>> BEGIN Supplied material

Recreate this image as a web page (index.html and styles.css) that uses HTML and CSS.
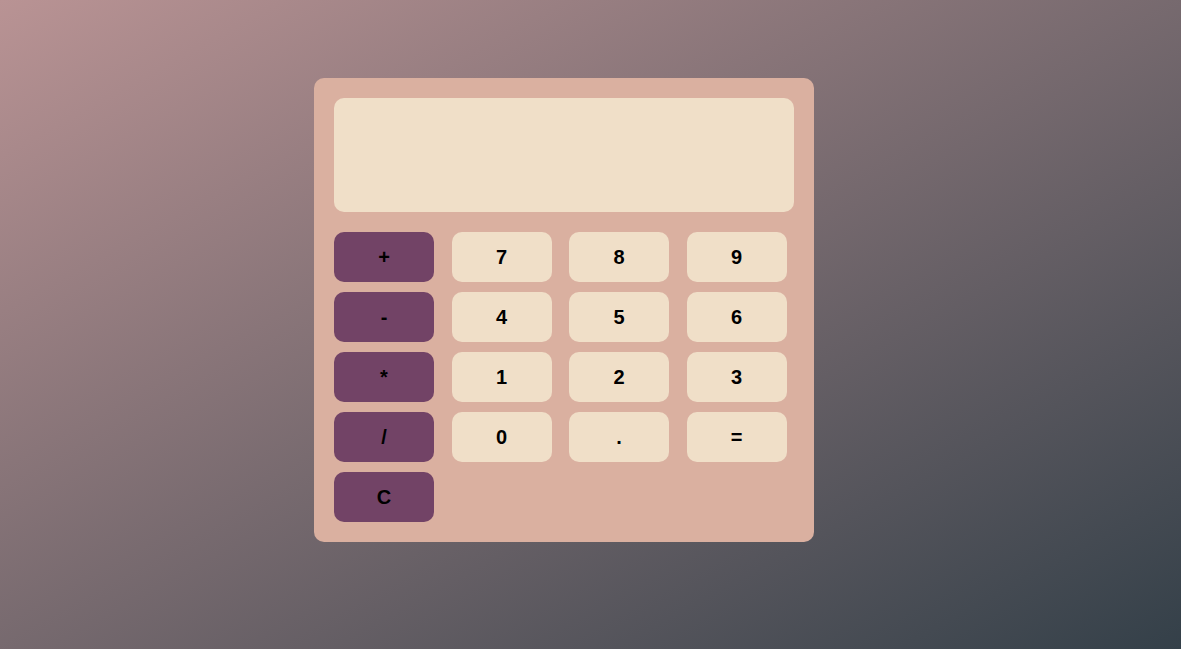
FILE: index.html
```html
<!DOCTYPE html>
<html lang="en">
<head>
<meta charset="utf-8">
<title>Calculator</title>
<link rel="stylesheet" href="styles.css">
</head>
<body>
<div class="calc">
  <div class="display"></div>
  <div class="keys">
    <button class="key op">+</button>
    <button class="key">7</button>
    <button class="key">8</button>
    <button class="key">9</button>
    <button class="key op">-</button>
    <button class="key">4</button>
    <button class="key">5</button>
    <button class="key">6</button>
    <button class="key op">*</button>
    <button class="key">1</button>
    <button class="key">2</button>
    <button class="key">3</button>
    <button class="key op">/</button>
    <button class="key">0</button>
    <button class="key">.</button>
    <button class="key">=</button>
    <button class="key op">C</button>
  </div>
</div>
</body>
</html>
```
FILE: styles.css
```css
html, body {
  margin: 0;
  height: 100%;
}
body {
  background: linear-gradient(to bottom right, #b99394, #344049);
  font-family: "Liberation Sans", Arial, sans-serif;
  display: flex;
  justify-content: flex-start;
  align-items: flex-start;
  padding: 78px 0 0 314px;
  box-sizing: border-box;
}
.calc {
  width: 500px;
  box-sizing: border-box;
  padding: 20px;
  background: #dab0a0;
  border-radius: 10px;
}
.display {
  height: 114px;
  background: #f0dfc8;
  border-radius: 10px;
  margin-bottom: 20px;
}
.keys {
  display: grid;
  grid-template-columns: repeat(4, 100px);
  column-gap: 17.5px;
  row-gap: 10px;
}
.key {
  height: 50px;
  border: none;
  border-radius: 10px;
  background: #f0dfc8;
  color: #000;
  font-family: "Liberation Sans", Arial, sans-serif;
  font-size: 20px;
  font-weight: bold;
  padding: 0;
}
.key.op {
  background: #724366;
}
```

>> END Supplied material

_Task to carry out:_ Which lines hold the word "index"? Show each one.

_Completed task:_
Recreate this image as a web page (index.html and styles.css) that uses HTML and CSS.
FILE: index.html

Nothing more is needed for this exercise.